→ WRITTEN INSTRUCTION
Work through the material below and count the lines holding the word "index"; give that count and nothing more.

→ PROVIDED MATERIAL

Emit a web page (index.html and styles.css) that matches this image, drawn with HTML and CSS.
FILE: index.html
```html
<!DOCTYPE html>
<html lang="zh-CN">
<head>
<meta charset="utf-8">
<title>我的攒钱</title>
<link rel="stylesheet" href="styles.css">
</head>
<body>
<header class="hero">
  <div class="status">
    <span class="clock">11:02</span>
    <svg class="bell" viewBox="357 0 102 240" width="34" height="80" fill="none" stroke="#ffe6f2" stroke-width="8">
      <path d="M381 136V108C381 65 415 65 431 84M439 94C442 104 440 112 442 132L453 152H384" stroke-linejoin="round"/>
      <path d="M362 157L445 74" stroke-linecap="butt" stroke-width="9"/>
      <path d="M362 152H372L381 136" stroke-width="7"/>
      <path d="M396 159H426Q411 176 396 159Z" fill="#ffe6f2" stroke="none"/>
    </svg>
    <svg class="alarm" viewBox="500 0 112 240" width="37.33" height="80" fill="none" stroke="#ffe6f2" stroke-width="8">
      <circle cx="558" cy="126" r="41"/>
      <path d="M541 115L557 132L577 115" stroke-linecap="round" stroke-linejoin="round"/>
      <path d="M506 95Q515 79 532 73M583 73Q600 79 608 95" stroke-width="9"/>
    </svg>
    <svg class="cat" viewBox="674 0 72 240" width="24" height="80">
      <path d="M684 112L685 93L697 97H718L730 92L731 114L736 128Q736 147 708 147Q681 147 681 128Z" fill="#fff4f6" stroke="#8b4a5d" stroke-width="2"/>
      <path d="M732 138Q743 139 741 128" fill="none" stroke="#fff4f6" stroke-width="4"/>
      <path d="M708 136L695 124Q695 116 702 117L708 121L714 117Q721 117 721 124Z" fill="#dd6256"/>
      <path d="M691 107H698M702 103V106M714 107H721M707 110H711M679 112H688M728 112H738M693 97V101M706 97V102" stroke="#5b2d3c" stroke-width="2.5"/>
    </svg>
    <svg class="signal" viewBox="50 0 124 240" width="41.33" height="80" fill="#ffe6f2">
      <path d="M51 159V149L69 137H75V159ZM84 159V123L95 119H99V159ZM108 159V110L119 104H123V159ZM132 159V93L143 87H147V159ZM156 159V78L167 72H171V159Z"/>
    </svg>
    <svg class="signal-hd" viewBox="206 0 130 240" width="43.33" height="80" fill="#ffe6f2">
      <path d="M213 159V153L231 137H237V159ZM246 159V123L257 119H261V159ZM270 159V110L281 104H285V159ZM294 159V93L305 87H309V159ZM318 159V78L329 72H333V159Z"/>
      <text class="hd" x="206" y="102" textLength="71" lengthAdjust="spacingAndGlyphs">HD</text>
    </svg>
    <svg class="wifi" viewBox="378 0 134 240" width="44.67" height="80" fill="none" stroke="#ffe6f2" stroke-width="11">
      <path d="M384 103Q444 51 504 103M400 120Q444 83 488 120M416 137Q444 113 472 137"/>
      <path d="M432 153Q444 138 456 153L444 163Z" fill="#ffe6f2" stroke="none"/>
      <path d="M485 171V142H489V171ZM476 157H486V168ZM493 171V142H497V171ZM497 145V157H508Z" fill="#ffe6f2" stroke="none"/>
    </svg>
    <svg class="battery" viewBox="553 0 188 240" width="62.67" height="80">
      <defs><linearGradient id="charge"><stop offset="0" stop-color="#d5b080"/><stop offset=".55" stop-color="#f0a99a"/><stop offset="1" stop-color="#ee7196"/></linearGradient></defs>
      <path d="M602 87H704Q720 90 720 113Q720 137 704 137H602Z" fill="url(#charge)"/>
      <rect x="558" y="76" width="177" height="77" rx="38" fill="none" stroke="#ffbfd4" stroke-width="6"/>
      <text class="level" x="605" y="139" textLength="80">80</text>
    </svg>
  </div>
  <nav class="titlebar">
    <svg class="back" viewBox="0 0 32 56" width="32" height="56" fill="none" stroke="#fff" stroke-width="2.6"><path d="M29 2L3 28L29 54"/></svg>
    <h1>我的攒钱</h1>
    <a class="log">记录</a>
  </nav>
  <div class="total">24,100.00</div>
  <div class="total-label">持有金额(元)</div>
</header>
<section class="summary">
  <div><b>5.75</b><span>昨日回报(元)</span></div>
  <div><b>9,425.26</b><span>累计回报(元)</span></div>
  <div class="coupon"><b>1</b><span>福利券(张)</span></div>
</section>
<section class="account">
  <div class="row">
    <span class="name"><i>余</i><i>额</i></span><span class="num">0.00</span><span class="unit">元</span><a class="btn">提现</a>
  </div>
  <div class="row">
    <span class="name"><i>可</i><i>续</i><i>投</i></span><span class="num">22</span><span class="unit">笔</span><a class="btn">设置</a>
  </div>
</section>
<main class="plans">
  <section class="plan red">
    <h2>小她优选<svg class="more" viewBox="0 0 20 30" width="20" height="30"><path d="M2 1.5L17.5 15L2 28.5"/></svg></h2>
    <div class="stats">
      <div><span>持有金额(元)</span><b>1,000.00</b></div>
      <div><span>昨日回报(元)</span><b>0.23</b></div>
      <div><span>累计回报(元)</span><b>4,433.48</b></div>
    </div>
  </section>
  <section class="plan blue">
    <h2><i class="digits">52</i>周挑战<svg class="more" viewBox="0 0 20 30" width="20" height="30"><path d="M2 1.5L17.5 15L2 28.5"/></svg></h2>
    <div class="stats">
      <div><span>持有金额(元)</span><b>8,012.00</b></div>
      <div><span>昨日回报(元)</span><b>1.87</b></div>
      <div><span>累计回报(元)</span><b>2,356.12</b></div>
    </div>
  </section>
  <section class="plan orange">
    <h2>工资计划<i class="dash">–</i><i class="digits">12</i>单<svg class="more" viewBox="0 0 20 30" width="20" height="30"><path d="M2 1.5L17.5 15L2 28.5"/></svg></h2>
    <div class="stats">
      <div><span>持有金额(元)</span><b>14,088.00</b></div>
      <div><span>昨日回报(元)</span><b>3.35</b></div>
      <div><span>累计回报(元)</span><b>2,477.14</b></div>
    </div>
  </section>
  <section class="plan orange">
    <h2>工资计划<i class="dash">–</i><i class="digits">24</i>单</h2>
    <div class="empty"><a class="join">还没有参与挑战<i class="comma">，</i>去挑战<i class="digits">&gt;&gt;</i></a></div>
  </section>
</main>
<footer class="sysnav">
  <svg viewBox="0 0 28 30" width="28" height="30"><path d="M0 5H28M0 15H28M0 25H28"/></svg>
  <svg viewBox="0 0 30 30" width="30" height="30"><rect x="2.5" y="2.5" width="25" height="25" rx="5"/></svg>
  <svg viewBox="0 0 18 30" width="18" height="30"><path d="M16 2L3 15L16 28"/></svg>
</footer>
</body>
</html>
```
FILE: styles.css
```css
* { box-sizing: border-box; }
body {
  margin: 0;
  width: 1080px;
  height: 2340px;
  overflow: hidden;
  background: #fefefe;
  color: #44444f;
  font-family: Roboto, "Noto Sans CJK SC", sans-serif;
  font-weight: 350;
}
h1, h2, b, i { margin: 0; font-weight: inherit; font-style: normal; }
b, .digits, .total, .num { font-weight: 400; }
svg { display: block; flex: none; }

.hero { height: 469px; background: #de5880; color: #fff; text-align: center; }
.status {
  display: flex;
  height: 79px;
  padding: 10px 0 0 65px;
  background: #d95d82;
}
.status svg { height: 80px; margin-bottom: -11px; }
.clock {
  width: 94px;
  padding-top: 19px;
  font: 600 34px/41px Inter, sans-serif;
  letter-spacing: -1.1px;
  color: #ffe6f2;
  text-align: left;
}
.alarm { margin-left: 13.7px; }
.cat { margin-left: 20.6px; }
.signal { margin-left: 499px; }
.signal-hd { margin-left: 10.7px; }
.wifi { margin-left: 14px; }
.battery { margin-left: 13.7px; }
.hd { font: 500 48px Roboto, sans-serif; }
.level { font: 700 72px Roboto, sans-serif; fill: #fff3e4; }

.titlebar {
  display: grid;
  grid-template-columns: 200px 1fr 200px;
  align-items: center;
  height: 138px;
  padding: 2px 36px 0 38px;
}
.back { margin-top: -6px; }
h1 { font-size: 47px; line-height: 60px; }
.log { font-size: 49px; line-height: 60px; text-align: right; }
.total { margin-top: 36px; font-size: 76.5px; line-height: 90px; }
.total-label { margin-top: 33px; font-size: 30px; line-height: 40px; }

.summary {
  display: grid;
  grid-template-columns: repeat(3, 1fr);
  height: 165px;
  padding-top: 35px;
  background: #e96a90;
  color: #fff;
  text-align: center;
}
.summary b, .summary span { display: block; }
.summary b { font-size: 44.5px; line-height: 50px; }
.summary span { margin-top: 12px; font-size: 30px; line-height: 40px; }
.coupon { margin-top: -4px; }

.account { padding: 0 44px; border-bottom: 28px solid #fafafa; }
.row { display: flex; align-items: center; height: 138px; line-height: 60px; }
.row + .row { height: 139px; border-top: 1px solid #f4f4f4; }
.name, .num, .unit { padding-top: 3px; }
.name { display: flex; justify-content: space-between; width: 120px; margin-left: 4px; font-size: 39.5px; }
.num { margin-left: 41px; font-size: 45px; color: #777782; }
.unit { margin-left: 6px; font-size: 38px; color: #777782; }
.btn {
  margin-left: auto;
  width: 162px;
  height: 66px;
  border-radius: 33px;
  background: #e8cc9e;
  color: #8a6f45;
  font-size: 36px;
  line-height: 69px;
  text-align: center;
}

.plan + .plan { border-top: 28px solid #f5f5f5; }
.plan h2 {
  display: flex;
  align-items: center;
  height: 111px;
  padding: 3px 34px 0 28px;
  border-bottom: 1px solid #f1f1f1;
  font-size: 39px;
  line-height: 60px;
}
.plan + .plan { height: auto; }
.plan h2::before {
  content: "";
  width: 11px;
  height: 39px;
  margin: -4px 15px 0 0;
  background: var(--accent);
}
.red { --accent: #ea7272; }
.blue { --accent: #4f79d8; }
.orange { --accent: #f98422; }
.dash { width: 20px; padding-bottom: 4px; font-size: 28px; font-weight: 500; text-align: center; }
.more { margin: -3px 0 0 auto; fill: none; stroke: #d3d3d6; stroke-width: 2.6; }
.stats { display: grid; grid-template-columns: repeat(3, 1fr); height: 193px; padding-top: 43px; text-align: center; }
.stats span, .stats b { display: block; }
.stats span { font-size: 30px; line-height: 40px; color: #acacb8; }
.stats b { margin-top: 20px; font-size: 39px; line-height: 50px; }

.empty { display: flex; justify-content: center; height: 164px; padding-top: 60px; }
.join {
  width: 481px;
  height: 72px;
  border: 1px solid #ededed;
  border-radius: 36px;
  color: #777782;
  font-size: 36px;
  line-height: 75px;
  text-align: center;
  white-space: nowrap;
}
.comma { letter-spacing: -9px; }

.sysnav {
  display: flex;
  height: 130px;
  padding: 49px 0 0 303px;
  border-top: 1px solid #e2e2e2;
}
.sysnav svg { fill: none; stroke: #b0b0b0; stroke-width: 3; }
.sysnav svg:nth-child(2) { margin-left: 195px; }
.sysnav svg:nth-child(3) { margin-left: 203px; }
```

→ TASK OUTPUT
2